Experts: Now is time for mortgage rates
By JEANNINE AVERSA
WASHINGTON -- Jump in now. That's the advice from experts to people who are thinking about refinancing a home or buying one, in light of the recent drop in mortgage rates.
Those falling rates are seen as temporary. Forecasters predict rates will again start to slowly climb through next year.
"Strike while the iron is hot," says Greg McBride, a financial analyst with Bankrate.com, an online financial service.
"There is no telling exactly when they might quickly reverse course and move higher," he said.
The mortgage company Freddie Mac reported last week that rates on 30-year and 15-year fixed-rate mortgages fell for the third week in a row and were at their lowest levels since the spring.
The declines took experts by surprise.
The lower rates, generally speaking, reflected investors' growing confidence in the Federal Reserve's ability to keep inflation under control.
They also signal investors' sense that the economy will grow solidly, though not so fast that Fed policy-makers would be forced to move aggressively in raising short-term interest rates.
Those market forces pushed down bond rates, which in turn depressed mortgage rates.
Benchmark 30-year mortgages dropped last week to 6.01 percent while 15-year mortgages were at 5.42 percent and one-year ARMs at 4.05 percent, according to weekly figures compiled by Freddie Mac.
"It's unlikely you're going to see a decline of interest rates from where they are at today unless the economy starts to really dramatically slow and I don't know of anyone, including ourselves, who is forecasting that," says Doug Duncan, chief economist at the Mortgage Bankers Association.
"So this is an opportunity. I would say that we're going to see modestly rising rates in the next couple of years. This is a temporary dip. And, if you are ready to go, then go," Duncan said.
By year's end, rates on 30-year mortgages could reach 7 percent, 15-year rates 6.25 percent and one-year ARMs more than 5 percent, according to various estimates.
Lenders say the recent drop in rates has led to a burst of activity.
On the home-loan side, house hunters are deciding to go ahead and lock in deals before rates move higher.
On the refinancing side, people are going with bigger loans at a lower rate and using the extra cash to pay for home improvements or reduce debts such as credit card bills.
The Mortgage Bankers Association said its weekly index of mortgage applications - both for home purchases and for refinancings- increased by 19.5 percent for the week ending July 2, compared with the previous week.
Nicholas Farina, senior vice president of the consumer lending division at MortgageIT, an online mortgage company, says he is seeing homeowners who bought in the past year or two refinance a bigger home loan than they started out. That frees up extra cash for whatever they want.

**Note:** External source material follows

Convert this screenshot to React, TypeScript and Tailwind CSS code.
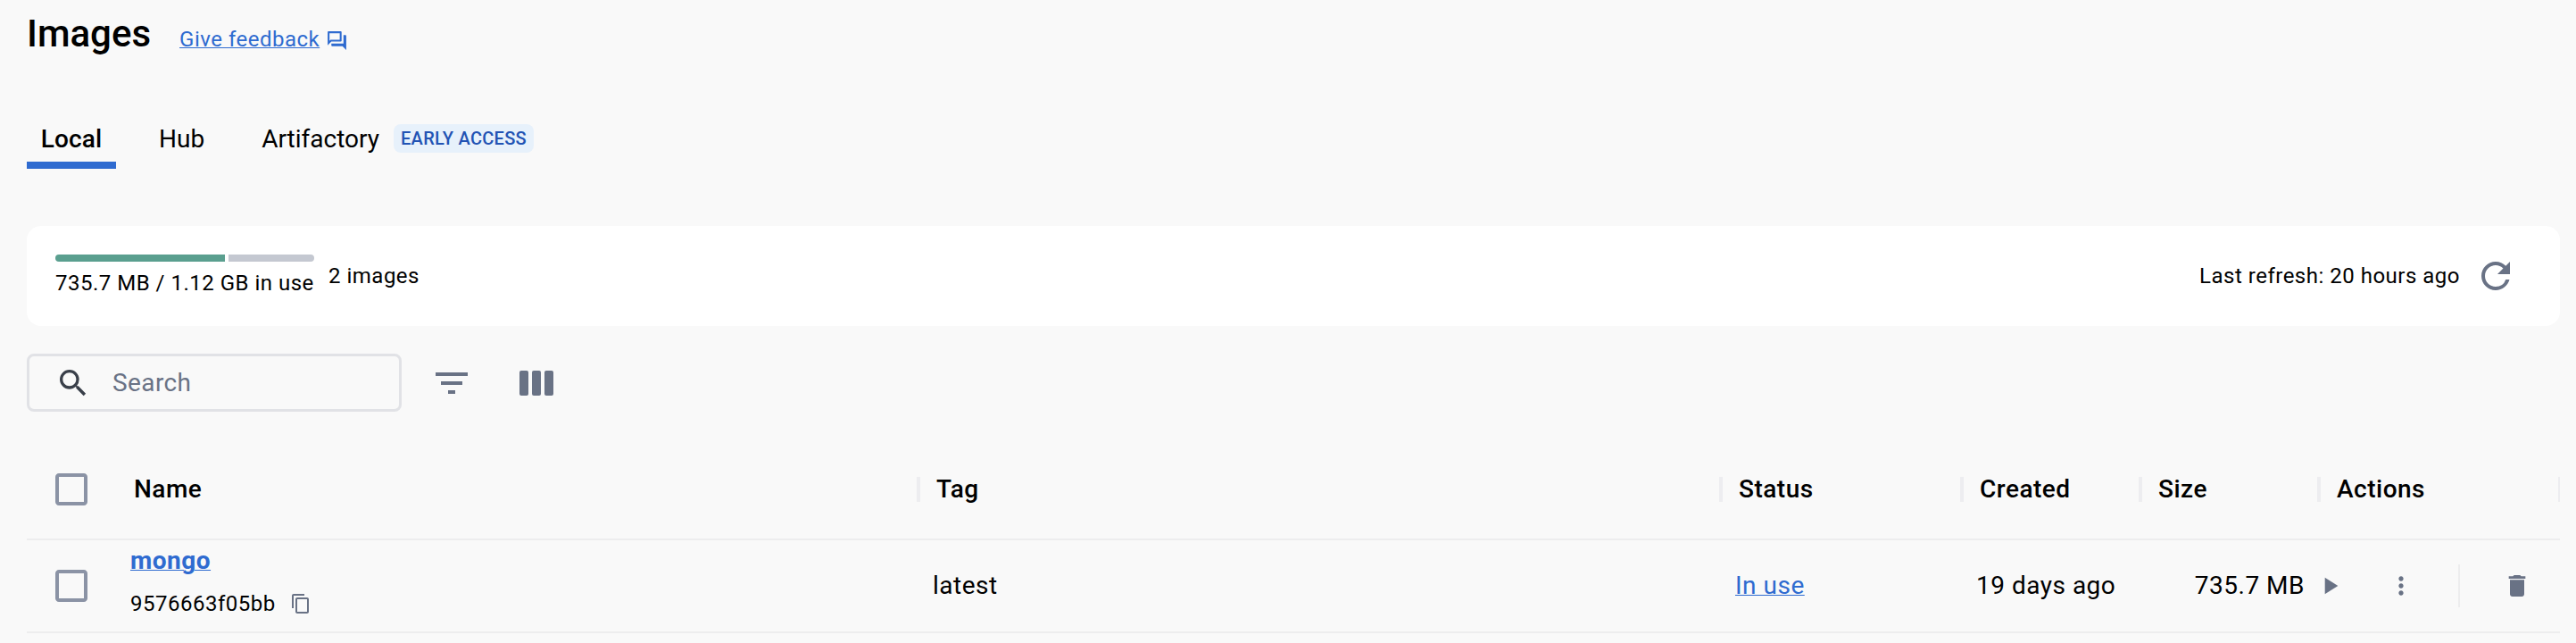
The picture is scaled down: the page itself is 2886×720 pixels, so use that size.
import React from "react";
import {
  MdCheckBoxOutlineBlank,
  MdContentCopy,
  MdDelete,
  MdFilterList,
  MdMoreVert,
  MdOutlineQuestionAnswer,
  MdPlayArrow,
  MdRefresh,
  MdSearch,
} from "react-icons/md";

function ColumnsIcon() {
  return (
    <svg className="ml-[52px] h-[28px] w-[38px] fill-[#697285]" viewBox="0 0 38 28">
      <rect x="0" y="0" width="10" height="28" rx="2" />
      <rect x="14" y="0" width="10" height="28" rx="2" />
      <rect x="28" y="0" width="10" height="28" rx="2" />
    </svg>
  );
}

function HeaderCell({ label, className }: { label: string; className: string }) {
  return (
    <div className={`flex items-center ${className}`}>
      <span className="h-7 flex-1 text-[28px] leading-7 font-medium tracking-[0.5px]">{label}</span>
      <span className="h-7 w-1 bg-[#ededf0]" />
    </div>
  );
}

export default function App() {
  return (
    <div className="h-[720px] w-[2886px] overflow-hidden bg-[#f9f9f9] pr-[18px] pl-[30px] font-['Roboto',sans-serif] text-black">
      <header className="flex h-[74px] items-start">
        <h1 className="mt-[13px] text-[42px] leading-[49px] font-medium">Images</h1>
        <a className="mt-[30px] ml-[32px] text-2xl leading-7 tracking-[0.5px] text-[#2f6bd0] underline decoration-1 underline-offset-1">
          Give feedback
        </a>
        <MdOutlineQuestionAnswer className="mt-[33px] ml-[7px] size-[25px] text-[#2f6bd0]" />
      </header>

      <nav className="mt-[57px] flex h-[58px] items-start text-[28px] leading-[50px]">
        <div className="flex h-[58px] w-[100px] flex-col items-center justify-between">
          <span className="font-medium tracking-[0.1px]">Local</span>
          <span className="h-2 w-[100px] bg-[#2f6bd0]" />
        </div>
        <span className="ml-[48px]">Hub</span>
        <span className="ml-[64px]">Artifactory</span>
        <span className="mt-2 ml-4 flex h-8 w-[157px] items-center justify-center rounded-lg bg-[#e7f1fb] text-xl font-medium tracking-[0.3px] text-[#2253b4]">
          EARLY ACCESS
        </span>
      </nav>

      <section className="mt-16 flex h-28 items-center rounded-2xl bg-white pr-12 pl-8 text-2xl leading-7 tracking-[0.5px]">
        <div className="mt-8 w-[290px] self-start">
          <div className="flex gap-1">
            <div className="h-2 w-[190px] rounded-l bg-[#5a9f8f]" />
            <div className="h-2 w-[96px] rounded-r bg-[#c4c8d1]" />
          </div>
          <div className="mt-[10px] whitespace-nowrap">735.7 MB / 1.12 GB in use</div>
        </div>
        <div className="ml-4 flex-1">2 images</div>
        <div>Last refresh: 20 hours ago</div>
        <MdRefresh className="ml-4 size-12 text-[#697285]" />
      </section>

      <section className="mt-[31px] flex h-[65px] items-center">
        <div className="flex h-[65px] w-[420px] items-center rounded-lg border-[3px] border-[#e1e2e6] pl-[29px]">
          <MdSearch className="size-10 text-[#393f49]" />
          <span className="ml-6 text-[28px] leading-8 tracking-[0.4px] text-[#697285]">Search</span>
        </div>
        <MdFilterList className="ml-8 size-12 text-[#697285]" />
        <ColumnsIcon />
      </section>

      <div className="mt-[30px] flex h-[114px] items-center border-b-2 border-[#ededee] pt-0.5">
        <MdCheckBoxOutlineBlank className="ml-[26px] size-12 text-[#8b93a5]" />
        <HeaderCell label="Name" className="ml-[46px] w-[881px]" />
        <HeaderCell label="Tag" className="ml-[18px] w-[881px]" />
        <HeaderCell label="Status" className="ml-[18px] w-[252px]" />
        <HeaderCell label="Created" className="ml-[18px] w-[182px]" />
        <HeaderCell label="Size" className="ml-[18px] w-[182px]" />
        <span className="ml-[18px] flex-1 text-[28px] leading-7 font-medium tracking-[0.5px]">Actions</span>
        <span className="h-7 w-0.5 bg-[#ededf0]" />
      </div>

      <div className="flex h-[104px] items-center border-b-2 border-[#ededee] text-[28px] leading-8 tracking-[0.5px]">
        <MdCheckBoxOutlineBlank className="ml-[26px] size-12 text-[#8b93a5]" />
        <div className="ml-[42px] w-[899px] pb-2">
          <div className="font-bold text-[#2f6bd0] underline decoration-1 underline-offset-1">mongo</div>
          <div className="mt-4 flex items-center text-2xl/8">
            9576663f05bb
            <MdContentCopy className="ml-4 size-6 text-[#697285]" />
          </div>
        </div>
        <div className="w-[899px]">latest</div>
        <div className="w-[270px] text-[#2f6bd0] underline decoration-1 underline-offset-1">In use</div>
        <div className="w-[167px]">19 days ago</div>
        <div className="w-[201px] text-right">735.7 MB</div>
        <MdPlayArrow className="ml-[12px] size-8 text-[#697285]" />
        <MdMoreVert className="ml-12 size-8 text-[#697285]" />
        <span className="ml-12 h-12 w-0.5 bg-[#ededee]" />
        <MdDelete className="ml-12 size-8 text-[#697285]" />
      </div>
    </div>
  );
}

Most other homeowners, he said, are more likely to have refinanced their mortgage last year when rates fell to the record lows. That powered not only a refinancing boom but also sent home sales to all-time highs in 2003.
In the middle of June 2003, rates on 30-year mortgages fell to 5.21 percent and rates on 15-year mortgages dropped to 4.60 percent. Both were the lowest since Freddie Mac began tracking them.
Under one rule of thumb, people looking to refinance with the sole goal of reducing their monthly payments will want a rate that is at least 2 percentage points below their current one, Farina says.
People also need to consider the closing costs for refinancing and compare that to the money they expect to save each year from lower mortgage payments.
"You better be able to pay off those transactions costs in two or three years otherwise it's not worth it," says Joe Phillips, dean of the Albers School of Business and Economics at Seattle University.
"There might be a tendency on the part of some people to refinance too much, too often and they are not realizing the transactions cost. You shouldn't be taking four or five years to pay off the transactions cost for refinancing," Phillips says.
Rates on 30-year mortgages hit a low this year of 5.38 percent. After that, those rates - along with rates on 15-year mortgages - moved upward in anticipation of an increase in short-term rates by the Federal Reserve. Thirty-year rates hit a high this year of 6.34 percent in the middle of May.
The Fed, wanting to head off inflation, ordered its first rate increase in four years on June 30, boosting a key short-term rate to 1.25 percent, from a 46-year low of 1 percent.
Fed policy-makers also held to the view that future rate increases would probably be gradual. But they also made clear that they would do what was necessary to keep the economy and inflation on an even keel.
The Fed's message pleased investors. That - along with a government report, released July 2, showing disappointing gains in the nation's payrolls in June - caused bond rates to fall, pushing down mortgage rates.